4.     He proclaimed Jesus as his King: When you come into your kingdom.  What faith!  With his eyes he sees an exhausted, bloodied, naked man dying, gasping on an instrument of torture and death.  No one ever looked less kingly.  Yet the thief understood by faith that Jesus’ story was not ending, but beginning. At a time when even Jesus’ closest followers were deserting him as a lost cause, this man, by faith, saw Jesus, the great and mighty king.

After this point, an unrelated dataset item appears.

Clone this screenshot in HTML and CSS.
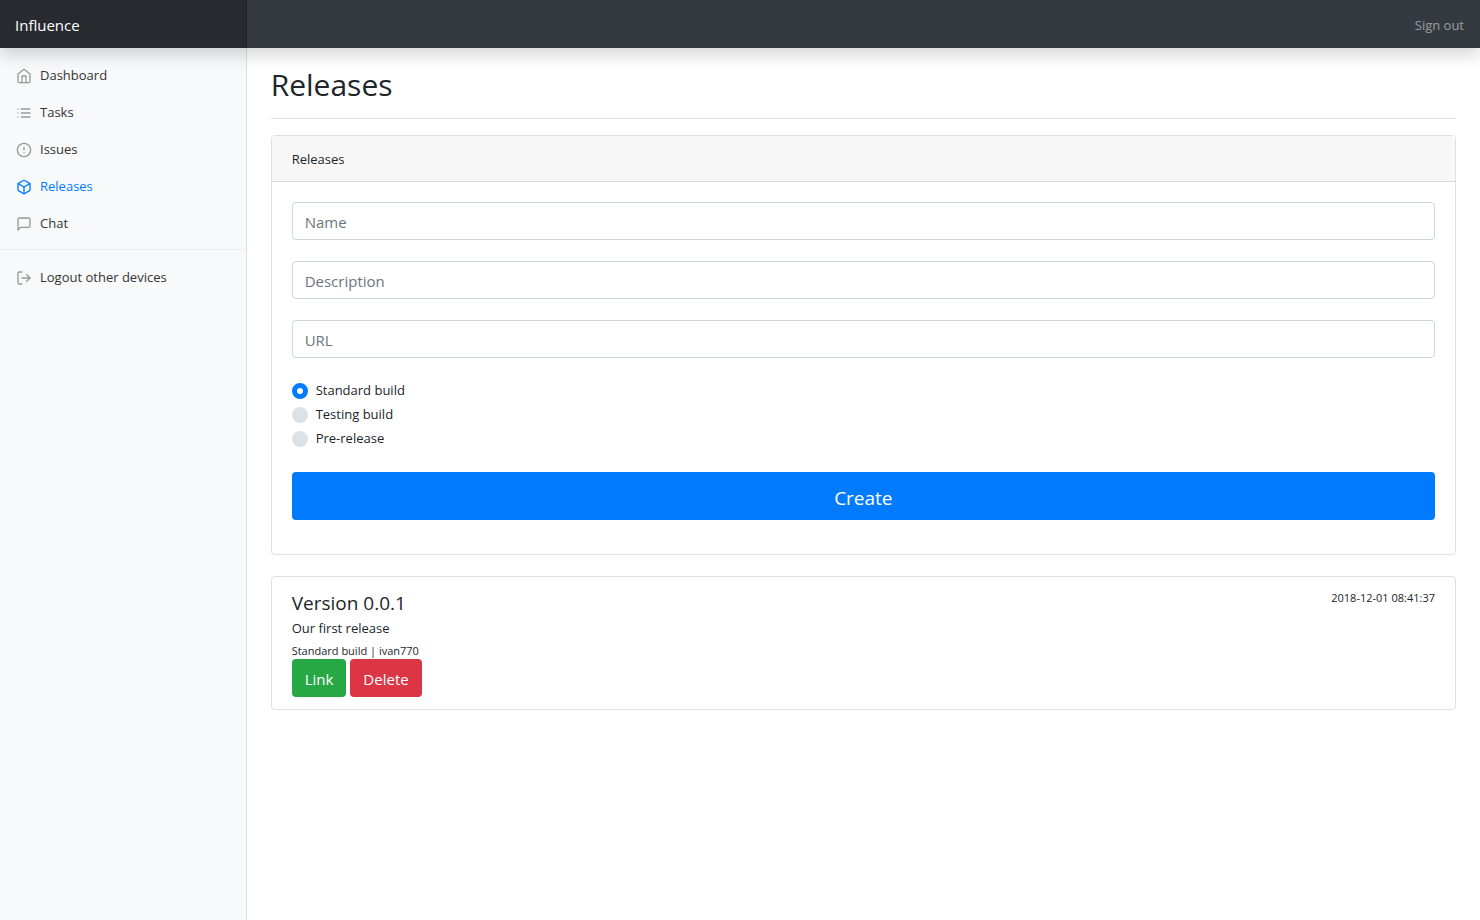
FILE: index.html
```
<!DOCTYPE html>
<html lang="en">
<head>
<meta charset="utf-8">
<meta name="viewport" content="width=device-width, initial-scale=1">
<title>Releases - Influence</title>
<link rel="stylesheet" href="styles.css">
</head>
<body>
<header class="topbar">
  <a class="brand" href="#">Influence</a>
  <a class="sign-out" href="#">Sign out</a>
</header>
<div class="layout">
  <nav class="sidebar" aria-label="Main">
    <ul class="menu">
      <li><a class="menu-link" href="#"><svg class="icon" viewBox="0 0 24 24"><path d="M3 9l9-7 9 7v11a2 2 0 0 1-2 2H5a2 2 0 0 1-2-2z"/><polyline points="9 22 9 12 15 12 15 22"/></svg>Dashboard</a></li>
      <li><a class="menu-link" href="#"><svg class="icon" viewBox="0 0 24 24"><path d="M8 6h13M8 12h13M8 18h13M3 6h.01M3 12h.01M3 18h.01"/></svg>Tasks</a></li>
      <li><a class="menu-link" href="#"><svg class="icon" viewBox="0 0 24 24"><circle cx="12" cy="12" r="10"/><path d="M12 8v4M12 16h.01"/></svg>Issues</a></li>
      <li><a class="menu-link active" href="#" aria-current="page"><svg class="icon" viewBox="0 0 24 24"><path d="M21 16V8a2 2 0 0 0-1-1.73l-7-4a2 2 0 0 0-2 0l-7 4A2 2 0 0 0 3 8v8a2 2 0 0 0 1 1.73l7 4a2 2 0 0 0 2 0l7-4A2 2 0 0 0 21 16z"/><polyline points="3.27 6.96 12 12.01 20.73 6.96"/><path d="M12 22.08V12"/></svg>Releases</a></li>
      <li><a class="menu-link" href="#"><svg class="icon" viewBox="0 0 24 24"><path d="M21 15a2 2 0 0 1-2 2H7l-4 4V5a2 2 0 0 1 2-2h14a2 2 0 0 1 2 2z"/></svg>Chat</a></li>
    </ul>
    <ul class="menu menu-secondary">
      <li><a class="menu-link" href="#"><svg class="icon" viewBox="0 0 24 24"><path d="M9 21H5a2 2 0 0 1-2-2V5a2 2 0 0 1 2-2h4"/><polyline points="16 17 21 12 16 7"/><path d="M21 12H9"/></svg>Logout other devices</a></li>
    </ul>
  </nav>
  <main class="content">
    <h1 class="page-title">Releases</h1>
    <section class="card">
      <div class="card-header">Releases</div>
      <form class="card-body">
        <input class="field" type="text" placeholder="Name" aria-label="Name">
        <input class="field" type="text" placeholder="Description" aria-label="Description">
        <input class="field" type="text" placeholder="URL" aria-label="URL">
        <div class="choices">
          <label class="choice"><input class="radio" type="radio" name="build" checked>Standard build</label>
          <label class="choice"><input class="radio" type="radio" name="build">Testing build</label>
          <label class="choice"><input class="radio" type="radio" name="build">Pre-release</label>
        </div>
        <button class="btn btn-create" type="button">Create</button>
      </form>
    </section>
    <article class="card release">
      <div class="release-head">
        <h2 class="release-title">Version 0.0.1</h2>
        <time class="small">2018-12-01 08:41:37</time>
      </div>
      <p class="release-text">Our first release</p>
      <div class="small">Standard build | ivan770</div>
      <div class="actions">
        <a class="btn btn-link" href="#">Link</a>
        <button class="btn btn-delete" type="button">Delete</button>
      </div>
    </article>
  </main>
</div>
</body>
</html>
```
FILE: styles.css
```
* {
  box-sizing: border-box;
}

body {
  margin: 0;
  min-height: 100vh;
  display: flex;
  flex-direction: column;
  background: #fff;
  color: #212529;
  font-family: "Segoe UI", "Open Sans", "Noto Sans", sans-serif;
  font-size: 13px;
  line-height: 21px;
}

a {
  text-decoration: none;
}

.topbar {
  position: relative;
  z-index: 1;
  display: flex;
  justify-content: space-between;
  background: #343a40;
  box-shadow: 0 8px 16px rgba(0, 0, 0, 0.15);
}

.brand {
  width: calc(100% / 6);
  padding: 13px 15px 11px;
  background: rgba(0, 0, 0, 0.25);
  box-shadow: inset -1px 0 0 rgba(0, 0, 0, 0.25);
  color: #fff;
  font-size: 15px;
  line-height: 24px;
}

.sign-out {
  padding: 15px 16px 12px;
  color: rgba(255, 255, 255, 0.5);
}

.layout {
  flex: 1;
  display: flex;
}

.sidebar {
  flex: none;
  width: calc(100% / 6);
  padding-top: 8px;
  background: #f8f9fa;
  box-shadow: inset -1px 0 0 rgba(0, 0, 0, 0.1);
}

.menu {
  margin: 0;
  padding: 0;
  list-style: none;
}

.menu-secondary {
  margin-top: 8px;
  padding-top: 8px;
  border-top: 1px solid #e9ecef;
}

.menu-link {
  display: flex;
  align-items: center;
  gap: 8px;
  padding: 9px 16px 7px;
  color: #333;
}

.icon {
  width: 16px;
  height: 16px;
  fill: none;
  stroke: #999;
  stroke-width: 2;
  stroke-linecap: round;
  stroke-linejoin: round;
}

.menu-link.active {
  color: #007bff;
}

.active .icon {
  stroke: currentColor;
}

.content {
  flex: 1;
  min-width: 0;
  padding: 18px 24px;
}

.page-title {
  margin: 0 0 16px;
  padding-bottom: 14px;
  border-bottom: 1px solid #dee2e6;
  font-size: 30px;
  font-weight: 400;
  line-height: 38px;
}

.card {
  margin-bottom: 21px;
  border: 1px solid #dfdfdf;
  border-radius: 4px;
}

.card-header {
  padding: 13px 20px 11px;
  border-bottom: 1px solid #d8d8d8;
  background: #f7f7f7;
}

.card-body {
  display: flex;
  flex-direction: column;
  gap: 21px;
  padding: 20px 20px 34px;
}

.field {
  width: 100%;
  height: 38px;
  padding: 8px 12px 6px;
  border: 1px solid #ced4da;
  border-radius: 4px;
  background: #fff;
  color: #495057;
  font: inherit;
  font-size: 15px;
  line-height: 24px;
}

.field::placeholder {
  color: #6c757d;
  opacity: 1;
}

.choice {
  display: flex;
  gap: 8px;
  padding: 1px 0 2px;
}

.radio {
  appearance: none;
  width: 16px;
  height: 16px;
  margin: 3px 0 0;
  border-radius: 50%;
  background: #dee2e6;
}

.radio:checked {
  border: 5px solid #007bff;
  background: #fff;
}

.btn {
  padding: 8px 13px 6px;
  border: 0;
  border-radius: 4px;
  color: #fff;
  font-family: inherit;
  font-size: 15px;
  line-height: 24px;
}

.btn-create {
  padding: 11px 16px 7px;
  background: #007bff;
  font-size: 19px;
  line-height: 30px;
}

.btn-link {
  background: #28a745;
}

.btn-delete {
  background: #dc3545;
}

.release {
  padding: 12px 20px;
}

.release-head {
  display: flex;
  justify-content: space-between;
  margin-bottom: 2px;
}

.release-title {
  margin: 0;
  padding-top: 2px;
  font-size: 19px;
  font-weight: 400;
  line-height: 25px;
}

.release-text {
  margin: 0 0 3px;
}

.small {
  font-size: 11px;
  line-height: 17px;
}

.actions {
  display: flex;
  gap: 4px;
}
```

5.     He put himself at Jesus’ mercy: Remember me.  See this thief knew that the most important question was not, “What do I think of Jesus?”  but, “What does Jesus think of me?”  We do not stand in judgment over God, He stands in judgment over us.  Jesus said elsewhere, “Many will come to me in that last day and say to me, ‘Lord, Lord’, but I will say to them, ‘Depart from me, I never knew you’”.  Yet to this criminal on the cross, he promised, “Truly, I say to you, today you will be with me in Paradise.”  The man who sought to preserve his life, lost it, while the man who opened laid his heart out before Jesus found life eternal.

Were you there when they crucified my Lord?  Yes.  Our sins have nailed us each to a cross that we are slowly dying on.  Jesus did not need to come to condemn the world, for we all stood condemned already.  Some of us deny it – we distract ourselves from the brutal reality of death through our work, entertainment, relationships, addictions, technology.  Some of us blame God, as if it were Him that got us into this mess, and so why doesn’t he snap his fingers and make it better for me.  The ones who find life, are, like the thief willing to lay bare before God, admitting our guilt before him.  By faith, they see the bloody Christ as their righteous King.  They will be remembered when Jesus comes into his kingdom. “Truly, I say to you,” Jesus told him, “today you will be with me in Paradise.”